>>>>>

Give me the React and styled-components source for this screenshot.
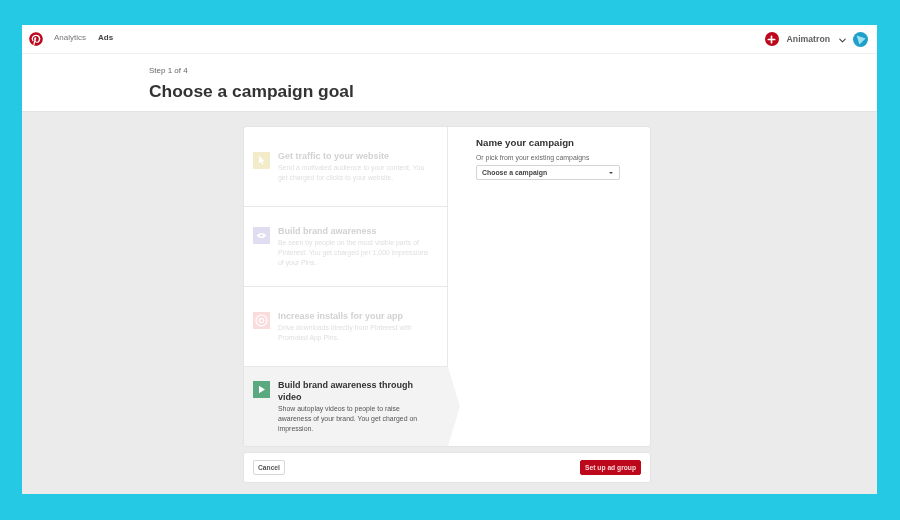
import React from "react";
import styled, { createGlobalStyle } from "styled-components";
import { FaPinterest, FaPlus } from "react-icons/fa";
import { ChevronDown } from "lucide-react";

const Global = createGlobalStyle`
  html, body { margin: 0; padding: 0; }
  body {
    width: 900px;
    height: 520px;
    overflow: hidden;
    background: #25c9e4;
    font-family: "Liberation Sans", Arial, sans-serif;
  }
`;

const Screen = styled.div`
  width: 900px;
  height: 520px;
  box-sizing: border-box;
  padding: 25px 23px 26px 22px;
`;

const Frame = styled.div`
  height: 100%;
  display: flex;
  flex-direction: column;
  background: #ebebeb;
  filter: blur(0.35px);
`;

const TopBar = styled.header`
  height: 28px;
  flex: none;
  display: flex;
  align-items: center;
  padding: 0 9px 0 7px;
  background: #fff;
  border-bottom: 1px solid #efefef;
`;

const Logo = styled(FaPinterest)`
  width: 14px;
  height: 14px;
  color: #bd081c;
  margin-right: 11px;
`;

const NavLink = styled.span`
  font-size: 8px;
  font-weight: ${p => (p.$active ? 700 : 400)};
  color: ${p => (p.$active ? "#444" : "#777")};
  margin-right: 12px;
  margin-top: -3px;
`;

const Account = styled.div`
  margin-left: auto;
  display: flex;
  align-items: center;
`;

const PlusBadge = styled.span`
  width: 14px;
  height: 14px;
  border-radius: 50%;
  background: #bd081c;
  color: #fff;
  display: flex;
  align-items: center;
  justify-content: center;
  font-size: 9px;
  margin-right: 8px;
`;

const AccountName = styled.span`
  font-size: 8.7px;
  font-weight: 700;
  color: #5f5f5f;
  margin-right: 6.5px;
`;

const Chevron = styled(ChevronDown)`
  width: 11px;
  height: 11px;
  color: #444;
  stroke-width: 2.4;
  margin-right: 5.5px;
  margin-top: 2px;
`;

const Avatar = styled.svg`
  width: 15px;
  height: 15px;
`;

const TitleBand = styled.div`
  height: 58px;
  flex: none;
  box-sizing: border-box;
  padding: 12px 0 0 127px;
  background: #fff;
  border-bottom: 1px solid #e2e2e2;
`;

const Step = styled.div`
  font-size: 8px;
  line-height: 10px;
  color: #666;
`;

const Title = styled.h1`
  margin: 3px 0 0;
  font-size: 17.4px;
  line-height: 24px;
  font-weight: 700;
  color: #333;
`;

const Body = styled.main`
  flex: 1;
  display: flex;
  flex-direction: column;
  align-items: center;
  gap: 7px;
  padding-top: 15px;
  padding-right: 5px;
`;

const Card = styled.section`
  width: 406px;
  height: 319px;
  display: flex;
  background: #fff;
  box-shadow: 0 0 0 1px #e4e4e4;
  border-radius: 2px;
`;

const Goals = styled.div`
  width: 204px;
  flex: none;
  display: grid;
  grid-template-rows: 80px 80px 80px 79px;
`;

const Goal = styled.div`
  display: flex;
  align-items: center;
  box-sizing: border-box;
  padding: 0 16px 0 9px;
  border-right: ${p => (p.$active ? "0" : "1px solid #e8e8e8")};
  border-bottom: ${p => (p.$active ? "0" : "1px solid #e8e8e8")};

  ${p =>
    p.$active &&
    `
    margin-right: -12px;
    padding-right: 28px;
    background: #f3f3f3;
    clip-path: polygon(0 0, 204px 0, 100% 50%, 204px 100%, 0 100%);
  `}
`;

const GoalInner = styled.div`
  display: flex;
  align-items: flex-start;
  gap: 8px;
`;

const GoalIcon = styled.div`
  width: 17px;
  height: 17px;
  flex: none;
  display: flex;
  align-items: center;
  justify-content: center;
  background: ${p => p.$bg};
  margin-top: 2px;
`;

const GoalTitle = styled.div`
  font-size: 9px;
  line-height: 12px;
  font-weight: 700;
  color: ${p => (p.$active ? "#333" : "#d2d2d2")};
`;

const GoalText = styled.div`
  margin-top: 1px;
  font-size: 6.9px;
  line-height: 10px;
  color: ${p => (p.$active ? "#555" : "#dedede")};
`;

const NamePanel = styled.div`
  flex: 1;
  padding: 10px 0 0 28px;
`;

const NameTitle = styled.h2`
  margin: 0;
  font-size: 9.7px;
  line-height: 12px;
  font-weight: 700;
  color: #333;
`;

const NameHint = styled.div`
  margin-top: 4px;
  font-size: 6.9px;
  line-height: 9px;
  color: #666;
`;

const Select = styled.div`
  width: 144px;
  height: 15px;
  margin-top: 3px;
  box-sizing: border-box;
  padding: 0 6px 0 5px;
  display: flex;
  align-items: center;
  justify-content: space-between;
  border: 1px solid #d5d5d5;
  border-radius: 2px;
  font-size: 6.9px;
  font-weight: 700;
  color: #444;

  &::after {
    content: "";
    border: 2px solid transparent;
    border-top: 2.5px solid #444;
    margin-top: 2px;
  }
`;

const Footer = styled.footer`
  width: 406px;
  height: 29px;
  box-sizing: border-box;
  padding: 0 9px;
  display: flex;
  align-items: center;
  justify-content: space-between;
  background: #fff;
  box-shadow: 0 0 0 1px #e4e4e4;
  border-radius: 2px;
`;

const Button = styled.button`
  height: 15px;
  padding: 0 ${p => (p.$primary ? "4px" : "4px")};
  border-radius: 2px;
  border: 1px solid ${p => (p.$primary ? "#bd081c" : "#d8d8d8")};
  background: ${p => (p.$primary ? "#bd081c" : "#fff")};
  color: ${p => (p.$primary ? "#f6d5d8" : "#555")};
  font-family: inherit;
  font-size: 6.7px;
  font-weight: 700;
`;

const goals = [
  {
    title: "Get traffic to your website",
    text: "Send a motivated audience to your content. You get charged for clicks to your website.",
    bg: "#f3ecca",
    icon: <path d="M6 4l5.5 5-2.4.3 1.3 2.8-1.2.5-1.2-2.8L6 11.5z" fill="#fff" />
  },
  {
    title: "Build brand awareness",
    text: "Be seen by people on the most visible parts of Pinterest. You get charged per 1,000 impressions of your Pins.",
    bg: "#e0ddf0",
    icon: (
      <>
        <path d="M3.5 8.5c3-3.4 7-3.4 10 0-3 3.4-7 3.4-10 0z" fill="#fff" />
        <circle cx="8.5" cy="8.5" r="1.3" fill="#e0ddf0" />
      </>
    )
  },
  {
    title: "Increase installs for your app",
    text: "Drive downloads directly from Pinterest with Promoted App Pins.",
    bg: "#fbdcdc",
    icon: (
      <>
        <circle cx="8.5" cy="8.5" r="5.5" fill="none" stroke="#fff" strokeWidth="1.2" />
        <circle cx="8.5" cy="8.5" r="2.2" fill="none" stroke="#fff" strokeWidth="1.2" />
      </>
    )
  },
  {
    title: "Build brand awareness through video",
    text: "Show autoplay videos to people to raise awareness of your brand. You get charged on impression.",
    bg: "#5aa97f",
    active: true,
    icon: <path d="M6 4.8l6 3.7-6 3.7z" fill="#fff" />
  }
];

export default function App() {
  return (
    <>
      <Global />
      <Screen>
        <Frame>
          <TopBar>
            <Logo />
            <NavLink>Analytics</NavLink>
            <NavLink $active>Ads</NavLink>
            <Account>
              <PlusBadge>
                <FaPlus />
              </PlusBadge>
              <AccountName>Animatron</AccountName>
              <Chevron />
              <Avatar viewBox="0 0 15 15">
                <circle cx="7.5" cy="7.5" r="7.5" fill="#1f9fc9" />
                <path d="M3.6 3.4l9 3.2-6.2 5.8z" fill="#9fe3f2" />
              </Avatar>
            </Account>
          </TopBar>
          <TitleBand>
            <Step>Step 1 of 4</Step>
            <Title>Choose a campaign goal</Title>
          </TitleBand>
          <Body>
            <Card>
              <Goals>
                {goals.map(g => (
                  <Goal key={g.title} $active={g.active}>
                    <GoalInner>
                      <GoalIcon $bg={g.bg}>
                        <svg width="17" height="17" viewBox="0 0 17 17">
                          {g.icon}
                        </svg>
                      </GoalIcon>
                      <div>
                        <GoalTitle $active={g.active}>{g.title}</GoalTitle>
                        <GoalText $active={g.active}>{g.text}</GoalText>
                      </div>
                    </GoalInner>
                  </Goal>
                ))}
              </Goals>
              <NamePanel>
                <NameTitle>Name your campaign</NameTitle>
                <NameHint>Or pick from your existing campaigns</NameHint>
                <Select>Choose a campaign</Select>
              </NamePanel>
            </Card>
            <Footer>
              <Button>Cancel</Button>
              <Button $primary>Set up ad group</Button>
            </Footer>
          </Body>
        </Frame>
      </Screen>
    </>
  );
}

<<<<<

From the listing above, copy every line that holds the string "components".

Response to the exercise -
Give me the React and styled-components source for this screenshot.
import styled, { createGlobalStyle } from "styled-components";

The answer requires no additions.